If you actually hunted down capacitor problems, you'd know the physical venting is the last stage of cheap capacitor failures. @amirm knows that.

The electrolyte is mostly water and the vents are placed in the "bung" on the base of capacitors. Usually the internal pressure will rupture the bung seal first and a tiny amount of gas (often hydrogen) will escape. This disipates harmlessly. Often the hydrogen can't escape easily as the capacitor is glued to the PCB, so it squeezes up the plastic sheath and the top plastic cap become swollen. People think the can is swollen but it's just the gas under the plastic top cap. The cap may still be fine at this point, although it is a warning for sure.

All the while the capacitor changes its electrical characteristics. An in circuit ESR meter is the best tool to find cap problems long before they physically leak. It's easy and fast (on powered off discharged circuits). Cheap brand caps pretty much always have skyrocketing ESR as they begin to fail. The circuit will still work, but it is degrading fast. The I2R losses (from rising ESR and ripple current) then cause rapid internal heating, loss of more electrolyte and process speeds up to complete failure, often taking out the stamped top vent which is for a catastrophic venting event.

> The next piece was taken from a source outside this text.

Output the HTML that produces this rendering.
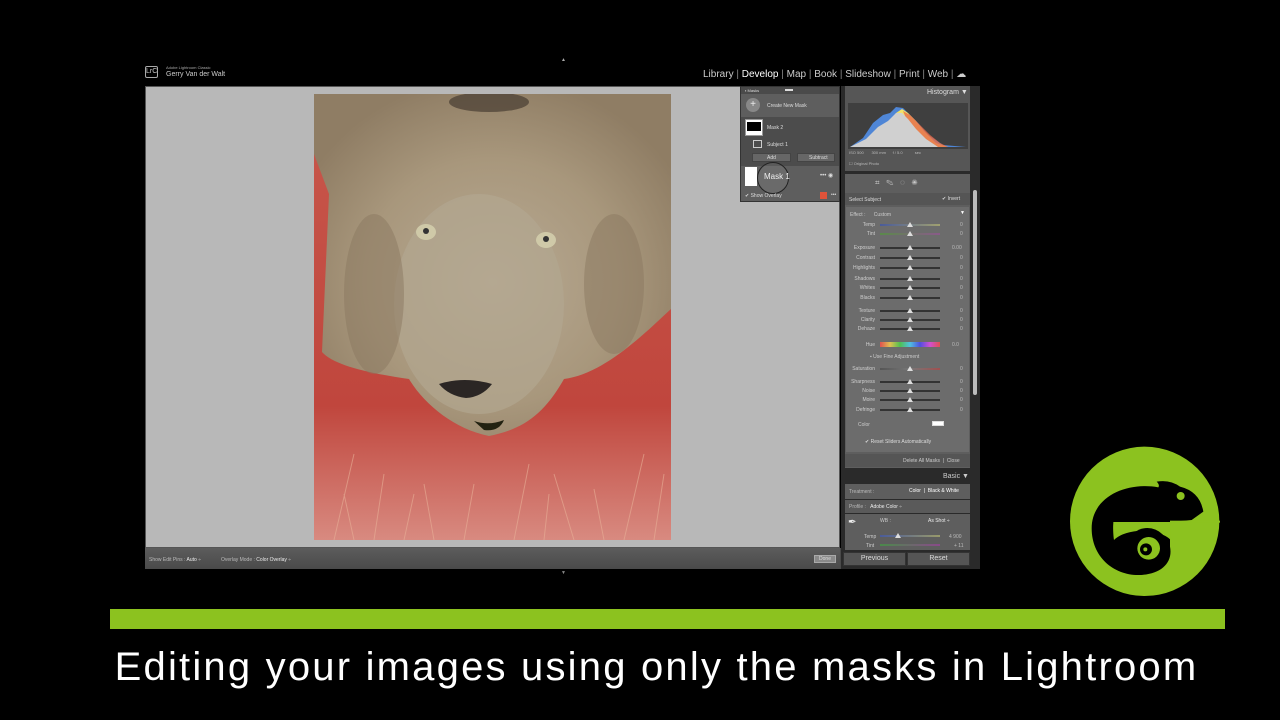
<!DOCTYPE html>
<html><head><meta charset="utf-8"><style>
*{margin:0;padding:0;box-sizing:border-box}
body{width:1280px;height:720px;background:#000;position:relative;overflow:hidden;font-family:"Liberation Sans",sans-serif}
.a{position:absolute}
.t{position:absolute;font-size:5px;color:#ddd;white-space:nowrap}
.lbl{position:absolute;font-size:5px;color:#cfcfcf;text-align:right;width:40px}
.sl{position:absolute;height:2px;background:#333}
.th{position:absolute;width:0;height:0;border-left:3px solid transparent;border-right:3px solid transparent;border-bottom:5px solid #ddd}
.val{position:absolute;font-size:5px;color:#bbb}
</style></head><body>
<!-- header -->
<div class="a" style="left:145px;top:66px;width:13px;height:12px;border:1px solid #aaa;border-radius:2px;font-size:7px;color:#ccc;text-align:center;line-height:10px">LrC</div>
<div class="t" style="left:166px;top:65px;font-size:4px;color:#aaa">Adobe Lightroom Classic</div>
<div class="t" style="left:166px;top:71px;font-size:7px;color:#ccc">Gerry Van der Walt</div>
<div class="t" style="left:561px;top:57px;font-size:5px;color:#aaa">▲</div>
<div class="t" style="left:703px;top:69px;font-size:10px;color:#ccc">Library <span style="color:#888">|</span> <b style="color:#fff;font-weight:normal">Develop</b> <span style="color:#888">|</span> Map <span style="color:#888">|</span> Book <span style="color:#888">|</span> Slideshow <span style="color:#888">|</span> Print <span style="color:#888">|</span> Web <span style="color:#888">|</span> ☁</div>
<!-- canvas -->
<div class="a" style="left:145px;top:86px;width:695px;height:462px;background:#b8b8b8;border:1px solid #555"></div>
<svg class="a" style="left:314px;top:94px" width="357" height="446" viewBox="0 0 357 446">
<defs>
<linearGradient id="r" x1="0" y1="0" x2="0" y2="1"><stop offset="0" stop-color="#c8584c"/><stop offset=".7" stop-color="#c0463d"/><stop offset="1" stop-color="#d88a80"/></linearGradient>
<radialGradient id="m" cx=".5" cy=".55" r=".6"><stop offset="0" stop-color="#b8aa94"/><stop offset=".6" stop-color="#a8977c"/><stop offset="1" stop-color="#8f7d64"/></radialGradient>
</defs>
<rect width="357" height="446" fill="url(#r)"/>
<path d="M0,0H357V215C330,240 290,280 250,285C230,320 210,335 175,342C140,335 110,310 95,285C60,280 20,272 8,258L15,100L0,60Z" fill="url(#m)"/>
<ellipse cx="165" cy="210" rx="85" ry="110" fill="#b2a690" opacity=".7"/>
<ellipse cx="175" cy="8" rx="40" ry="10" fill="#3a3028" opacity=".6"/>
<ellipse cx="60" cy="200" rx="30" ry="80" fill="#8a7860" opacity=".5"/>
<ellipse cx="300" cy="190" rx="30" ry="70" fill="#8a7860" opacity=".5"/>
<ellipse cx="112" cy="138" rx="10" ry="8" fill="#cfc9a8"/><circle cx="112" cy="137" r="3" fill="#333"/>
<ellipse cx="232" cy="146" rx="10" ry="8" fill="#cfc9a8"/><circle cx="232" cy="145" r="3" fill="#333"/>
<path d="M125,290Q150,282 178,290Q168,303 152,304Q135,302 125,290Z" fill="#2b2624"/>
<path d="M160,327Q175,332 190,326Q185,338 170,336Z" fill="#221"/>
<g stroke="#e8b098" stroke-width="1" opacity=".6" fill="none">
<path d="M20,446L40,360M60,446L70,380M120,446L110,390M200,446L215,370M260,446L240,380M310,446L330,360M90,446L100,400M340,446L350,380M230,446L235,400M40,446L30,400M150,446L160,390M290,446L280,395"/></g>
</svg>
<!-- masks panel -->
<div class="a" style="left:740px;top:86px;width:100px;height:116px;background:#5e5e5e;border:1px solid #333"></div>
<div class="a" style="left:741px;top:87px;width:98px;height:7px;background:#4a4a4a"></div>
<div class="t" style="left:745px;top:88px;font-size:4px">▪ Masks</div>
<div class="a" style="left:785px;top:89px;width:8px;height:1.5px;background:#ddd"></div>
<div class="a" style="left:746px;top:98px;width:14px;height:14px;border-radius:50%;background:#888;color:#eee;font-size:10px;text-align:center;line-height:14px">+</div>
<div class="t" style="left:767px;top:103px">Create New Mask</div>
<div class="a" style="left:741px;top:117px;width:98px;height:49px;background:#4c4c4c"></div>
<div class="a" style="left:745px;top:119px;width:18px;height:17px;background:#fff;border:1px solid #999"><div class="a" style="left:1px;top:2px;width:14px;height:9px;background:#000"></div></div>
<div class="t" style="left:767px;top:125px">Mask 2</div>
<div class="a" style="left:753px;top:140px;width:9px;height:8px;border:1px solid #ccc"></div>
<div class="t" style="left:767px;top:142px">Subject 1</div>
<div class="a" style="left:752px;top:153px;width:39px;height:9px;background:#666;border:1px solid #444"></div>
<div class="t" style="left:767px;top:155px">Add</div>
<div class="a" style="left:797px;top:153px;width:38px;height:9px;background:#666;border:1px solid #444"></div>
<div class="t" style="left:809px;top:155px">Subtract</div>
<div class="a" style="left:745px;top:167px;width:12px;height:19px;background:#fff"></div>
<div class="a" style="left:757px;top:162px;width:32px;height:32px;border-radius:50%;border:1px solid #222;background:rgba(255,255,255,.08)"></div>
<div class="t" style="left:764px;top:172px;font-size:8px;color:#eee">Mask 1</div>
<div class="t" style="left:820px;top:172px;font-size:6px">••• ◉</div>
<div class="t" style="left:745px;top:193px">✔ Show Overlay</div>
<div class="a" style="left:820px;top:192px;width:7px;height:7px;background:#e0533a"></div>
<div class="t" style="left:831px;top:192px">•••</div>
<!-- bottom toolbar -->
<div class="a" style="left:145px;top:548px;width:695px;height:21px;background:linear-gradient(#5c5c5c,#4a4a4a)"></div>
<div class="a" style="left:840px;top:548px;width:3px;height:21px;background:#4a4a4a"></div>
<div class="t" style="left:149px;top:557px;color:#bbb">Show Edit Pins : <span style="color:#eee">Auto</span> ÷</div>
<div class="t" style="left:221px;top:557px;color:#bbb">Overlay Mode : <span style="color:#eee">Color Overlay</span> ÷</div>
<div class="a" style="left:814px;top:555px;width:22px;height:8px;background:#8a8a8a;border:1px solid #aaa;font-size:5px;color:#ddd;text-align:center;line-height:7px">Done</div>
<div class="t" style="left:561px;top:570px;font-size:5px;color:#888">▼</div>
<!-- right panel -->
<div class="a" style="left:841px;top:86px;width:139px;height:483px;background:#2a2a2a"></div>
<div class="a" style="left:845px;top:86px;width:125px;height:85px;background:#565656"></div>
<div class="t" style="left:927px;top:89px;font-size:7px;color:#ddd">Histogram ▼</div>
<svg class="a" style="left:848px;top:103px" width="120" height="46"><rect width="120" height="46" fill="#3f3f3f"/>
<path d="M2,44L15,35L25,20L35,12L42,10L48,4L55,5L62,12L70,20L80,32L95,42L118,44Z" fill="#4f86d6"/>
<path d="M30,44L40,22L48,10L54,6L60,10L68,18L76,28L88,40L100,44Z" fill="#f1e26a"/>
<path d="M55,8L62,12L72,22L82,32L92,40L100,44L70,44Z" fill="#e66a4a" opacity=".8"/>
<path d="M2,44L18,36L30,24L40,18L48,10L54,10L60,16L68,26L78,36L90,44Z" fill="#d0d0d0"/></svg>
<div class="t" style="left:849px;top:150px;font-size:4px;color:#bbb">ISO 500 &nbsp;&nbsp;&nbsp;&nbsp;&nbsp; 300 mm &nbsp;&nbsp;&nbsp;&nbsp; f / 5.0 &nbsp;&nbsp;&nbsp;&nbsp;&nbsp;&nbsp;&nbsp;&nbsp;&nbsp; sec</div>
<div class="t" style="left:849px;top:161px;font-size:4px;color:#bbb">☐ Original Photo</div>
<div class="a" style="left:845px;top:174px;width:125px;height:294px;background:#5e5e5e"></div>
<div class="t" style="left:875px;top:178px;font-size:8px;color:#ccc">⌗ &nbsp;&nbsp;✎ &nbsp;&nbsp;◌ &nbsp;&nbsp;✺</div>
<div class="a" style="left:845px;top:193px;width:125px;height:12px;background:#555"></div>
<div class="t" style="left:849px;top:197px">Select Subject</div>
<div class="t" style="left:942px;top:196px">✔ Invert</div>
<div class="a" style="left:846px;top:207px;width:123px;height:245px;background:#6c6c6c"></div>
<div class="t" style="left:850px;top:212px;color:#ccc">Effect : &nbsp;&nbsp;&nbsp;&nbsp;&nbsp;Custom</div>
<div class="t" style="left:960px;top:210px;color:#fff">▼</div>
<div id="rows"></div>
<div class="a" style="left:880px;top:342px;width:60px;height:5px;background:linear-gradient(90deg,#e05050,#e0c050,#50c050,#50c0e0,#5050e0,#d050d0,#e05050)"></div>
<div class="t" style="left:870px;top:354px;color:#ccc">▪ Use Fine Adjustment</div>
<div class="t" style="left:858px;top:422px;color:#ccc">Color</div>
<div class="a" style="left:932px;top:421px;width:12px;height:5px;border:1px solid #ddd;background:#fff"></div>
<div class="t" style="left:865px;top:439px;color:#ddd">✔ Reset Sliders Automatically</div>
<div class="a" style="left:845px;top:454px;width:125px;height:13px;background:#555"></div>
<div class="t" style="left:903px;top:458px;color:#ccc">Delete All Masks &nbsp;| &nbsp;Close</div>
<div class="t" style="left:943px;top:473px;font-size:7px;color:#ccc">Basic ▼</div>
<div class="a" style="left:845px;top:484px;width:125px;height:15px;background:#5e5e5e"></div>
<div class="t" style="left:849px;top:489px;color:#bbb">Treatment :</div>
<div class="t" style="left:909px;top:488px;color:#fff">Color &nbsp;| &nbsp;Black &amp; White</div>
<div class="a" style="left:845px;top:500px;width:125px;height:13px;background:#5a5a5a"></div>
<div class="t" style="left:849px;top:504px;color:#bbb">Profile : &nbsp;&nbsp;<span style="color:#eee">Adobe Color</span> ÷</div>
<div class="a" style="left:845px;top:514px;width:125px;height:36px;background:#5e5e5e"></div>
<div class="t" style="left:848px;top:517px;font-size:10px;color:#eee">✒</div>
<div class="t" style="left:880px;top:518px;color:#ccc">WB :</div><div class="t" style="left:928px;top:518px;color:#eee">As Shot ÷</div>
<div class="t" style="left:864px;top:534px;color:#ccc">Temp</div><div class="sl" style="left:880px;top:535px;width:60px;background:linear-gradient(90deg,#4a5b9a,#999a6a)"></div><div class="th" style="left:895px;top:533px"></div><div class="val" style="left:949px;top:534px">4 900</div>
<div class="t" style="left:866px;top:543px;color:#ccc">Tint</div><div class="sl" style="left:880px;top:544px;width:60px;background:linear-gradient(90deg,#4a8a4a,#8a4a8a)"></div><div class="val" style="left:954px;top:543px">+ 11</div>
<div class="a" style="left:843px;top:552px;width:63px;height:14px;background:#555;border:1px solid #333;font-size:7px;color:#ddd;text-align:center;line-height:12px">Previous</div>
<div class="a" style="left:907px;top:552px;width:63px;height:14px;background:#555;border:1px solid #333;font-size:7px;color:#ddd;text-align:center;line-height:12px">Reset</div>
<div class="a" style="left:973px;top:190px;width:4px;height:205px;background:#bbb;border-radius:2px"></div>
<!-- green bar -->
<div class="a" style="left:110px;top:609px;width:1115px;height:20px;background:#8cc21f"></div>
<div class="a" style="left:0;top:645px;width:1313px;text-align:center;font-size:40px;color:#fff;letter-spacing:2.2px">Editing your images using only the masks in Lightroom</div>
<!-- logo -->
<svg class="a" style="left:1060px;top:440px" width="170" height="170" viewBox="0 0 510 510">
<circle cx="254" cy="244" r="224" fill="#8cc21f"/>
<path d="M430,215Q420,155 360,140Q330,118 290,125Q300,135 295,142C200,125 95,170 95,265C95,350 160,405 235,405C300,405 340,370 330,320L330,246L395,240Z" fill="#000"/>
<path d="M160,246H332V300C300,265 200,262 162,300Z" fill="#8cc21f"/>
<path d="M160,246C158,275 160,290 162,300" fill="#8cc21f"/>
<circle cx="262" cy="328" r="64" fill="#000"/>
<circle cx="266" cy="325" r="34" fill="#8cc21f"/>
<circle cx="258" cy="328" r="18" fill="#000"/>
<circle cx="256" cy="328" r="6" fill="#8cc21f"/>
<rect x="330" y="242" width="150" height="6" fill="#8cc21f"/>
<circle cx="362" cy="168" r="12" fill="#8cc21f"/>
</svg>
<script>
var r=[["Temp",224,"linear-gradient(90deg,#4a5b9a,#a0a070)",""],["Tint",233,"linear-gradient(90deg,#5a8a4a,#8a5a8a)",""],["Exposure",247,"#333","0.00"],["Contrast",257,"#333","0"],["Highlights",267,"#333","0"],["Shadows",278,"#333","0"],["Whites",287,"#333","0"],["Blacks",297,"#333","0"],["Texture",310,"#333","0"],["Clarity",319,"#333","0"],["Dehaze",328,"#333","0"],["Hue",344,"","0.0"],["Saturation",368,"linear-gradient(90deg,#555,#777,#a05050)","0"],["Sharpness",381,"#333","0"],["Noise",390,"#333","0"],["Moire",399,"#333","0"],["Defringe",409,"#333","0"]];
var h="";r.forEach(function(x){h+='<div class="lbl" style="left:835px;top:'+(x[1]-2)+'px">'+x[0]+'</div>';if(x[2])h+='<div class="sl" style="left:880px;top:'+x[1]+'px;width:60px;background:'+x[2]+'"></div>';h+='<div class="th" style="left:907px;top:'+(x[1]-2)+'px"></div>';h+='<div class="val" style="left:'+(x[3].length>1?952:960)+'px;top:'+(x[1]-2)+'px">'+(x[3]||"0")+'</div>';});
document.getElementById("rows").innerHTML=h;
</script>
</body></html>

SMPS supplies place a lot of strain on the simple capacitor. High frequency, high ripple current, high temperatures, marginal reserve in design and cheap brands all lead to premature failure.
Waffle on as much as you like John :)

Please show me the Hypex cap failures.

If you can't, and its pretty obvious that no doubt despite desperate internet searching you can't, then you are wrong and just making noise.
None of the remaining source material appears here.